Affiliate Program Results at a Glance (2024–Q1 2026)
| Info | 2024-2025 Combined | Q1 2026 |
|---|---|---|
| Total Sales | MYR 297,023.98 | MYR 426,316.35 |
| Total Conversions | 2,912 | 4,253 |

The Brand & Affiliate Marketing Strategy
This case study features a global health and wellness brand with a broad product catalogue spanning vitamins, minerals, supplements, herbal products, and natural personal care. The brand already had strong global recognition and an established ecommerce presence, serving health-conscious consumers across multiple international markets – including a growing customer base in Southeast Asia seeking products not always easily available through local retail channels.
With international shipping capabilities and a product range appealing to multiple audience segments, the brand was well-positioned for affiliate marketing growth.
To scale performance efficiently, the brand launched a managed CPS (cost-per-sale) affiliate programme through Involve Asia.
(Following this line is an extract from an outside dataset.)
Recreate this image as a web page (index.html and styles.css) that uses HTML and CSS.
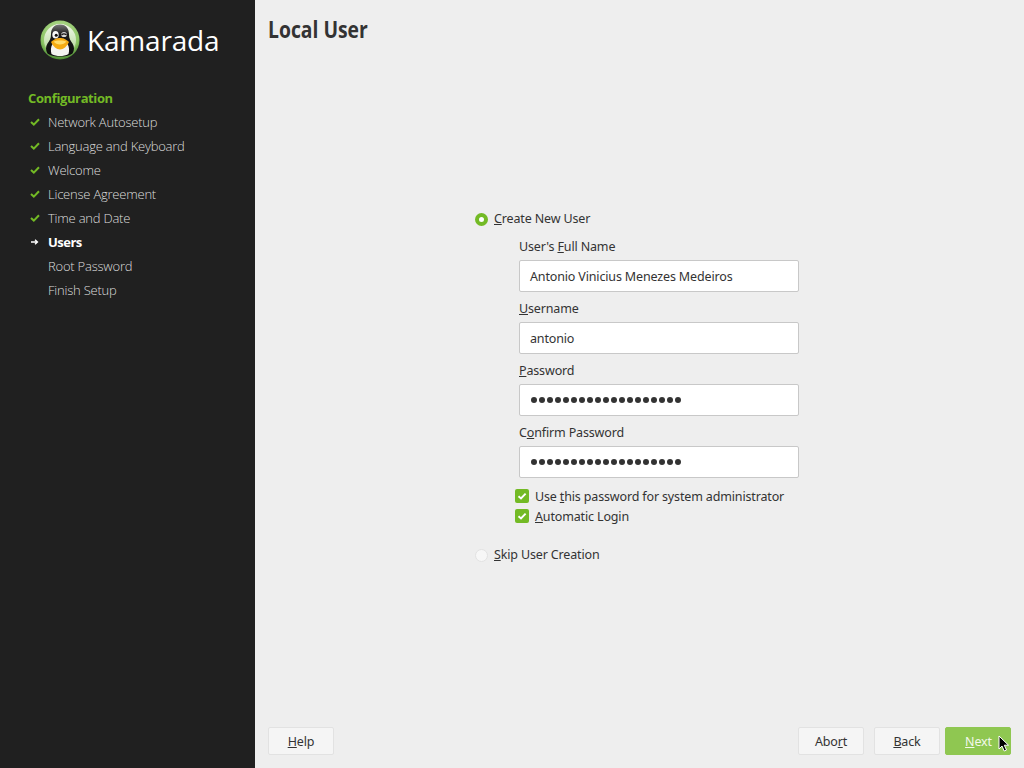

Under the CPS model, publishers earned commissions only on confirmed sales – ensuring marketing spend remained directly tied to actual customer purchases rather than non-converting traffic.
Through Involve Asia’s regional publisher ecosystem, the brand gained access to a diverse mix of partners across Southeast Asia, including:
- Content and review publishers
- Cashback and loyalty platforms
- Deal and coupon communities
- Paid media affiliates
- Social media creators and influencers
The programme focused on expanding visibility across health, wellness, and lifestyle audiences while continuously optimising publisher quality, conversion performance, and scalable sales growth.
The Results
2024–2025: Building a High-Growth Affiliate Programme for a Health & Wellness Brand
The affiliate program’s first two years focused on building a strong publisher ecosystem, optimising conversion quality, and scaling sales sustainably across Southeast Asia.
Between 2024 and 2025, the programme delivered a combined:
- 2,912 conversions
- MYR 297,023.98 in total sales
- Consistent AOV above MYR 100 by 2025
The programme started by establishing the right publisher mix across content creators, cashback platforms, review sites, and wellness-focused publishers. As the affiliate ecosystem matured, both conversion volume and sales scaled significantly while maintaining strong purchase intent quality.
| Period | Clicks | Conversions | Sales (MYR) | Average order value (MYR) |
|---|---|---|---|---|
| Full Year 2024 | 667,626 | 728 | 69,472.74 | 94.56 |
| Full Year 2025 | 435,976 | 2,184 | 227,551.24 | 102.87 |
| Combined 2024-2025 | 1,103,602 | 2,912 | 297,023.98 | 101.99 |
The programme achieved:
- 200% growth in conversions
- 228% growth in sales
- Higher average order values year-over-year


This demonstrated that the affiliate programme was not only scaling volume, but also attracting increasingly high-value customers over time.
By 2025, the affiliate channel had evolved into a scalable performance marketing engine for the brand – driving measurable ecommerce growth through creators, content publishers, loyalty platforms, and conversion-focused traffic partners.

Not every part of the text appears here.